Open Web Analytics 1.4

Translate This Post

Open Web Analytics 1.4.0rc3 is out!  You probably don’t care, do you?  You should!  At least we do!
Anyway, let’s start in the beginning:
As we strategized about future development of Wikimedia properties, it became abundantly clear that the measurement tools that we have are insufficient to make the decisions we need to make.  This was a key recommendation from the Strategy task force. We evaluated several possible analytics frameworks as a supplement or even replacement for our homegrown system(s).  After evaluating a couple of open source solutions (while keeping an open mind about the possible need to go with a proprietary solution), we decided to try out Open Web Analytics (OWA) for this year’s fundraiser, with the goal of evaluating it for broader use.
OWA is a PHP-based analytics tool which provides very sophisticated capabilities for real-time data analysis, providing many tools offered by proprietary counterparts. For us, OWA seems to hit the right balance of flexibility and scalability, with the added benefit that there was already an integration plugin for MediaWiki.  Over the past few months, we’ve been working with Peter Adams, the designer of OWA, to adapt OWA for our needs and to make sure that it would work at the scale that we operate at.
Many of the features in the 1.4 release were made initially for our use, but are general-purpose features that many OWA users should be able to benefit from.  We wanted to track how successful we were at getting people from banners, to letter, to donation, so Peter added a couple of features called “conversion goal tracking” and “goal funnels” which will help us figure out where people might be dropping off, but can also be used for general conversion analysis on any OWA-enabled site.  We also needed to keep track of all of this on a per-banner basis, as well as knowing whether the user clicked on the banner or on the “Donate” link in the sidebar, so the “campaign tracking” feature was added.
Finally, we needed to deploy many instances of OWA, so clustered deployment was added in this release.  Peter worked with Nimish Gautam here at WMF to make OWA more scalable, with Nimish becoming a committer on OWA. Peter focused on the architecture, while Nimish focused on making sure that all of the work integrated seamlessly into Wikimedia’s environment.
We’ve just deployed OWA for purposes of observing traffic patterns for the fundraiser, and we’ll be reporting on how well it works for us.  We’re not using all of the features; for example, we’ve disabled features such as mouse movement recording/playback.  We’re being very careful to respect everyone’s privacy and stay true to the WMF donor privacy policy and the Wikimedia privacy policy
We believe the work we’ve done is generally applicable to anyone who wants MediaWiki analytics, and we’re eager to see how it works for others.  We are also at a point where we would love help with testing this.

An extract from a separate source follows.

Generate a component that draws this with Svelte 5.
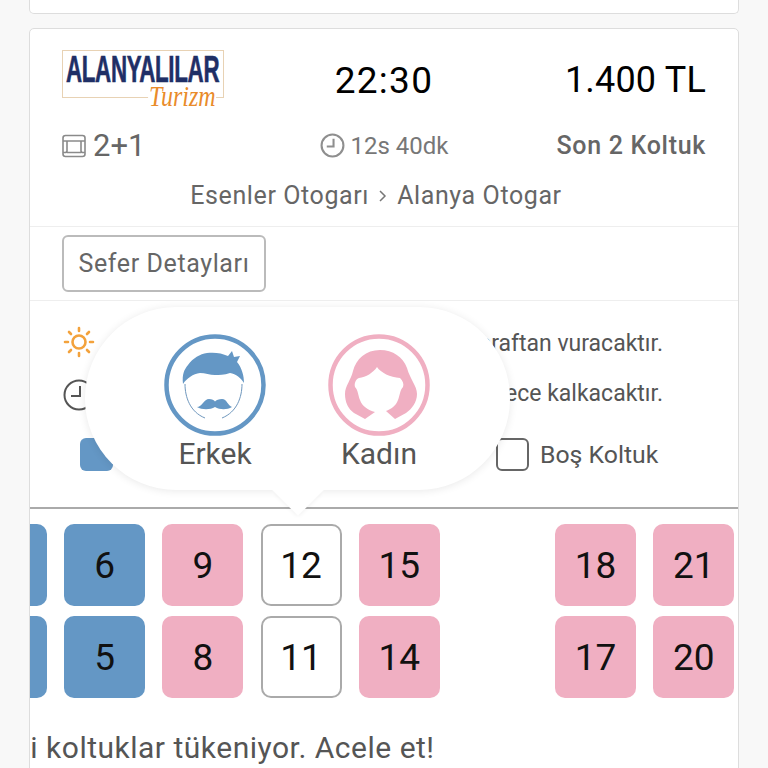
<script>
  const rows = [
    [3, 6, 9, 12, 15, null, 18, 21],
    [2, 5, 8, 11, 14, null, 17, 20]
  ];
  const kind = (n) => (n < 7 ? 'male' : n === 12 || n === 11 ? 'free' : 'female');
</script>

<div class="page">
  <div class="stub"></div>
  <main class="card">
    <section class="summary">
      <div class="row top">
        <div class="logo">
          <span class="brand">ALANYALILAR</span>
          <span class="sub">Turizm</span>
        </div>
        <div class="time">22:30</div>
        <div class="price">1.400 TL</div>
      </div>
      <div class="row meta">
        <div class="layout">
          <svg class="sofa" viewBox="0 0 24 24" fill="none" stroke="#8a8a8a" stroke-width="1.6">
            <rect x="1" y="1.5" width="22" height="21" rx="2.5" />
            <path d="M1 7H23M5 7V17Q5 18.5 3 18.5H1M19 7V17Q19 18.5 21 18.5H23M5 18.5H19" />
          </svg>
          <span>2+1</span>
        </div>
        <div class="duration">
          <svg viewBox="0 0 24 24" fill="none" stroke="#8f8f8f" stroke-width="2">
            <circle cx="12" cy="12" r="10.5" />
            <path d="M13 5.5V13H6.5" />
          </svg>
          <span>12s 40dk</span>
        </div>
        <div class="left">Son 2 Koltuk</div>
      </div>
      <div class="route">
        <span>Esenler Otogarı</span>
        <svg viewBox="0 0 10 14" fill="none" stroke="#777" stroke-width="1.5"><path d="M2 2l5 5-5 5" /></svg>
        <span>Alanya Otogar</span>
      </div>
    </section>

    <section class="actions">
      <button class="details">Sefer Detayları</button>
    </section>

    <section class="legend">
      <div class="note">
        <svg class="sun" viewBox="0 0 32 32" fill="none" stroke="#f3a23c" stroke-width="2.6" stroke-linecap="round">
          <circle cx="16" cy="16" r="6.5" />
          <path d="M16 2v3M16 27v3M2 16h3M27 16h3M6 6l2 2M24 24l2 2M6 26l2-2M24 8l2-2" />
        </svg>
        <span>Güneş bu yolculukta sol taraftan vuracaktır.</span>
      </div>
      <div class="note">
        <svg class="clock" viewBox="0 0 32 32" fill="none" stroke="#555" stroke-width="2">
          <circle cx="16" cy="16" r="14.5" />
          <path d="M17 7V17H8" />
        </svg>
        <span>Bu otobüs yolculuğu gece kalkacaktır.</span>
      </div>
      <div class="keys">
        <div class="key"><i class="box blue"></i><span>Erkek</span></div>
        <div class="key"><i class="box pink"></i><span>Kadın</span></div>
        <div class="key"><i class="box empty"></i><span>Boş Koltuk</span></div>
      </div>
    </section>

    <section class="seats">
      <div class="seat-grid">
        {#each rows as row}
          {#each row as n}
            {#if n === null}
              <div></div>
            {:else}
              <div class="seat {kind(n)}">{n}</div>
            {/if}
          {/each}
        {/each}
      </div>
    </section>

    <p class="hurry"><span>Bu fiyattaki koltuklar tükeniyor. Acele et!</span></p>

    <div class="popup">
      <div class="choice">
        <svg viewBox="0 0 102 102">
          <circle cx="51" cy="51" r="48.5" fill="none" stroke="#6497c5" stroke-width="4.5" />
          <path fill="#6497c5" d="M19 50C18 40 20 36 24 31C29 24 36 20 43 19C50 18 58 19 64 22L68 17L70 23L76 22L73 28C78 34 80 42 80 49C77 44 72 40 66 39C60 41 55 41 51 41C46 41 41 39 36 39C29 40 23 44 19 50Z" />
          <path fill="none" stroke="#6f97bd" stroke-width="1" d="M21 50C21 63 26 78 41 84M78 50C78 63 73 78 58 84" />
          <path fill="#6497c5" d="M33 73C38 73 40 65 45 65C48 65 50 66 51 67.5C52 66 55 65 58 65C63 65 64 72 68 73C63 76 56 76 51 73C46 76 38 76 33 73Z" />
        </svg>
        <span>Erkek</span>
      </div>
      <div class="choice">
        <svg viewBox="0 0 102 102">
          <circle cx="51" cy="51" r="48.5" fill="none" stroke="#f0afc2" stroke-width="4.5" />
          <path fill="#f0afc2" d="M52 16C38 16 28 25 25 37C23 46 17 52 17 60C17 68 20 75 26 79L37 85L47 78C40 76 34 72 32 66C30 61 30 56 27 53C26 49 28 45 31 44C38 43 45 39 49 33C53 39 62 43 72 44C75 47 76 50 75 53C72 56 72 61 70 66C68 72 63 75 58 77L67 85L78 79C84 75 89 68 89 60C89 52 82 45 79 34C75 23 65 16 52 16Z" />
        </svg>
        <span>Kadın</span>
      </div>
      <div class="tail"></div>
    </div>
  </main>
</div>

<style>
  :global(body) {
    margin: 0;
    background: #f8f8f8;
  }
  .page {
    height: 768px;
    overflow: hidden;
    padding: 0 29px;
    box-sizing: border-box;
    font-family: Roboto, "Liberation Sans", sans-serif;
    color: #666;
  }
  .stub {
    height: 14px;
    box-sizing: border-box;
    background: #fff;
    border: 1px solid #ddd;
    border-top: 0;
    border-radius: 0 0 5px 5px;
  }
  .card {
    position: relative;
    margin-top: 14px;
    height: 800px;
    background: #fff;
    border: 1px solid #ddd;
    border-radius: 5px;
    box-sizing: border-box;
    overflow: hidden;
  }
  .summary {
    height: 198px;
    padding: 21px 32px 0;
    box-sizing: border-box;
    border-bottom: 1px solid #eee;
  }
  .row {
    display: grid;
    grid-template-columns: 1fr auto 1fr;
    align-items: center;
  }
  .top {
    height: 60px;
    color: #000;
  }
  .logo {
    position: relative;
    width: 162px;
    height: 48px;
    box-sizing: border-box;
    border: 1px solid #e8d2b4;
    display: flex;
    justify-content: center;
    line-height: 37px;
    align-self: start;
  }
  .brand {
    font-family: "Liberation Sans", sans-serif;
    font-weight: 700;
    font-size: 36px;
    color: #1f2f66;
    transform: scaleX(0.62);
    -webkit-text-stroke: 0.6px #1f2f66;
    white-space: nowrap;
    letter-spacing: -0.5px;
  }
  .sub {
    position: absolute;
    right: 7px;
    top: 32px;
    padding: 0 1px;
    background: #fff;
    font-family: "Liberation Serif", serif;
    font-style: italic;
    font-size: 30px;
    line-height: 26px;
    color: #e98b2a;
    transform: scaleX(0.8);
    transform-origin: right center;
  }
  .time {
    font-size: 37px;
    letter-spacing: 1.3px;
  }
  .price {
    font-size: 36px;
    text-align: right;
    letter-spacing: 0.2px;
  }
  .meta {
    margin-top: 17px;
    height: 30px;
  }
  .layout {
    display: flex;
    align-items: center;
    gap: 7px;
    font-size: 31px;
    color: #666;
  }
  .sofa {
    width: 24px;
    height: 24px;
  }
  .duration {
    display: flex;
    align-items: center;
    gap: 6px;
    font-size: 24px;
    color: #777;
  }
  .duration svg {
    width: 25px;
    height: 25px;
  }
  .left {
    font-size: 25px;
    font-weight: 500;
    text-align: right;
    letter-spacing: 0.7px;
    color: #666;
  }
  .route {
    margin-top: 24px;
    padding-right: 16px;
    display: flex;
    justify-content: center;
    align-items: center;
    gap: 9px;
    font-size: 25px;
    color: #666;
    letter-spacing: 0.6px;
  }
  .route svg {
    width: 10px;
    height: 14px;
  }
  .actions {
    height: 74px;
    padding: 8px 32px 0;
    box-sizing: border-box;
    border-bottom: 1px solid #eee;
  }
  .details {
    display: block;
    width: 204px;
    height: 57px;
    padding: 0;
    background: #fff;
    border: 2px solid #bbb;
    border-radius: 6px;
    font: inherit;
    font-size: 25px;
    letter-spacing: 0.6px;
    color: #666;
  }
  .legend {
    height: 208px;
    padding: 25px 32px 0 32px;
    box-sizing: border-box;
    border-bottom: 2px solid #aaa;
    color: #555;
  }
  .note {
    display: flex;
    align-items: center;
    height: 34px;
    margin-bottom: 16px;
    gap: 10px;
    font-size: 23px;
    white-space: nowrap;
  }
  .note span {
    margin-left: auto;
    margin-right: 43px;
  }
  .sun {
    width: 32px;
    height: 32px;
    margin: -3px 0 0 1px;
  }
  .clock {
    width: 32px;
    height: 32px;
    margin: 4px 0 0 1px;
  }
  .keys {
    display: flex;
    margin-top: 28px;
    padding-left: 18px;
  }
  .key {
    display: flex;
    align-items: center;
    gap: 11px;
    font-size: 24.8px;
    width: 208px;
  }
  .box {
    display: block;
    width: 33px;
    height: 33px;
    box-sizing: border-box;
    border-radius: 6px;
  }
  .blue { background: #6497c5; }
  .pink { background: #f0afc2; }
  .empty { border: 2px solid #666; }
  .seats {
    overflow: hidden;
    padding-top: 15px;
  }
  .seat-grid {
    margin-left: -64px;
    display: grid;
    grid-template-columns: repeat(8, 81px);
    grid-auto-rows: 82px;
    gap: 10px 17.2px;
    width: max-content;
  }
  .seat {
    display: flex;
    align-items: center;
    justify-content: center;
    box-sizing: border-box;
    border-radius: 10px;
    font-size: 37px;
    color: #111;
  }
  .male { background: #6497c5; }
  .female { background: #f0afc2; }
  .free {
    background: #fff;
    border: 2px solid #aaa;
  }
  .hurry {
    margin: 32px 0 0;
    overflow: hidden;
    white-space: nowrap;
    font-size: 30px;
    letter-spacing: 0.5px;
    color: #555;
  }
  .hurry span {
    display: block;
    margin-left: -147px;
  }
  .popup {
    position: absolute;
    left: 55px;
    top: 278px;
    width: 425px;
    height: 183px;
    box-sizing: border-box;
    padding: 27px 0 0 79px;
    display: flex;
    gap: 62px;
    background: #fff;
    border-radius: 91px;
    box-shadow: 0 1px 8px rgba(0, 0, 0, 0.09);
  }
  .choice {
    width: 102px;
    display: flex;
    flex-direction: column;
    align-items: center;
    gap: 0;
    font-size: 30px;
    color: #555;
  }
  .choice svg {
    width: 102px;
    height: 102px;
    flex: none;
  }
  .tail {
    position: absolute;
    left: 194px;
    top: 163px;
    width: 38px;
    height: 38px;
    background: #fff;
    transform: rotate(45deg);
    box-shadow: 3px 3px 5px -3px rgba(0, 0, 0, 0.08);
  }
</style>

Archive notice: This is an archived post from blog.wikimedia.org, which operated under different editorial and content guidelines than Diff.

Can you help us translate this article?

In order for this article to reach as many people as possible we would like your help. Can you translate this article to get the message out?

8 Comments
Inline Feedbacks
View all comments

Well, hmm. I’m not very comfortable with anyone tracking my moves on WIkipedia. I’m afraid that Eben Moglen’s words behind Congress may not apply any more. He said (03:40:16): I, very much doubt, Mr. Chairman that there is any person in this room whose life hadn’t been altered by Wikipedia, […] Wikipedia is unsuppoered by advertisements and of the top hundred websites on the Net [it was] the only one of the one hundred not in any way surveilling its users. I also wonder why the Foundation would advertise its intention to look its users’ data into a proprietary system.… Read more »

I’m surprised you didn’t go with Piwik, it is such a better solution! it has funnels, goal tracking and more… and it seems more active than OWA too

@1: Hi Osama, we very much want to make sure we maintain some of the best privacy practices on the web. We’ve not rolled out any of this stuff beyond the fundraising funnel (which is really about tracking the path from the banner to the credit card transaction, not about reading habits). Much of our work already has been centered around making sure we’re not collecting anything we don’t need. We’re still trying to figure out if/how we’ll be rolling these tools out for wider use, and we plan to make sure we’re very clear prior to deployment about the… Read more »

@Nick: We considered PiWik and did see some positives to it, but based on some of our specific needs (such as scaling based on our existing infrastructure and our particular form of e-commerce integration) and the timeframe in which we needed them, we ended up going with OWA.

@Nimish I know the Piwik team mentioned in the forums that they are working on mongodb support for scaling – but i’m not sure if it’s going to be released soon or not

@Nick mongo db is indeed webscale 🙂
Described in detail in the educational video:
http://nosql.mypopescu.com/post/1016320617/mongodb-is-web-scale

Any chance you’ll support X-Do-Not-Track: Yes in your web analytics? See donottrack.us for the spec.

@Roger We hadn’t known about ‘X-Do-Not-Track’ during our evaluation but we’ll certainly keep an eye on it for future OWA releases.